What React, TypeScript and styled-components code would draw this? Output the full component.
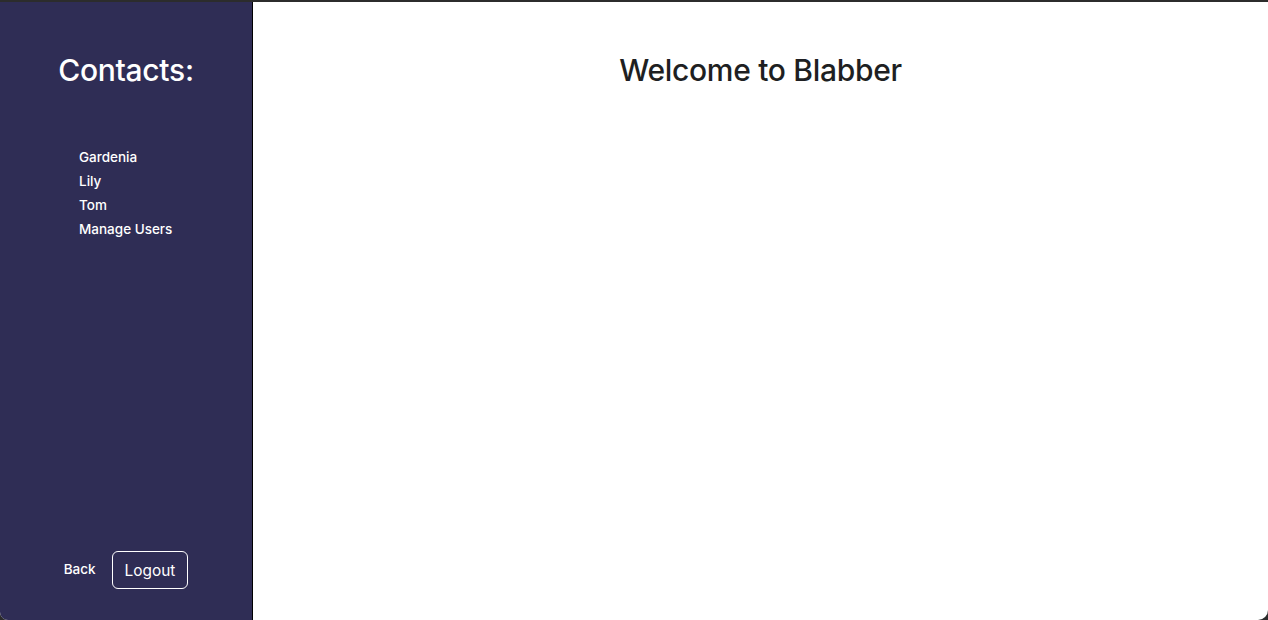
import styled, { createGlobalStyle } from 'styled-components'

const GlobalStyle = createGlobalStyle`
  html, body {
    margin: 0;
    padding: 0;
    background: #2c2c2c;
  }
  body {
    font-family: Inter, "Noto Sans", "Liberation Sans", sans-serif;
  }
`

const Window = styled.div`
  display: flex;
  height: 618px;
  margin-top: 2px;
  border-radius: 0 0 10px 8px;
  overflow: hidden;
  background: #ffffff;
`

const Sidebar = styled.aside`
  display: flex;
  flex-direction: column;
  width: 252px;
  flex-shrink: 0;
  background: #2f2d55;
  border-right: 1px solid #000000;
  color: #ffffff;
`

const SidebarTitle = styled.h2`
  margin: 48px 0 0;
  font-size: 30px;
  font-weight: 500;
  line-height: 40px;
  text-align: center;
  letter-spacing: -0.3px;
`

const ContactList = styled.ul`
  list-style: none;
  margin: 55px 0 0;
  padding: 0 0 0 79px;
  flex: 1;
`

const ContactItem = styled.li`
  font-size: 13.5px;
  font-weight: 500;
  line-height: 24px;
  cursor: pointer;
`

const Footer = styled.div`
  display: flex;
  align-items: center;
  justify-content: center;
  gap: 16px;
  padding: 0 0 31px;
`

const BackLink = styled.span`
  font-size: 13.5px;
  font-weight: 500;
  margin-top: -2px;
  cursor: pointer;
`

const LogoutButton = styled.button`
  height: 38px;
  padding: 0 12px;
  border: 1px solid #ffffff;
  border-radius: 6px;
  background: transparent;
  color: #ffffff;
  font-family: inherit;
  font-size: 15.4px;
  cursor: pointer;
`

const Main = styled.main`
  flex: 1;
  display: flex;
  justify-content: center;
`

const Heading = styled.h1`
  margin: 48px 0 0;
  font-size: 30px;
  font-weight: 500;
  line-height: 40px;
  color: #1e1f22;
  letter-spacing: -0.3px;
`

const contacts = ['Gardenia', 'Lily', 'Tom', 'Manage Users']

const App = () => {
  return (
    <>
      <GlobalStyle />
      <Window>
        <Sidebar>
          <SidebarTitle>Contacts:</SidebarTitle>
          <ContactList>
            {contacts.map((name) => (
              <ContactItem key={name}>{name}</ContactItem>
            ))}
          </ContactList>
          <Footer>
            <BackLink>Back</BackLink>
            <LogoutButton>Logout</LogoutButton>
          </Footer>
        </Sidebar>
        <Main>
          <Heading>Welcome to Blabber</Heading>
        </Main>
      </Window>
    </>
  )
}

export default App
★ ★ ★ ★
▸ DO THIS
Within the listing above, find every line containing the string "components" and return it.

▸ OUTPUT
What React, TypeScript and styled-components code would draw this? Output the full component.
import styled, { createGlobalStyle } from 'styled-components'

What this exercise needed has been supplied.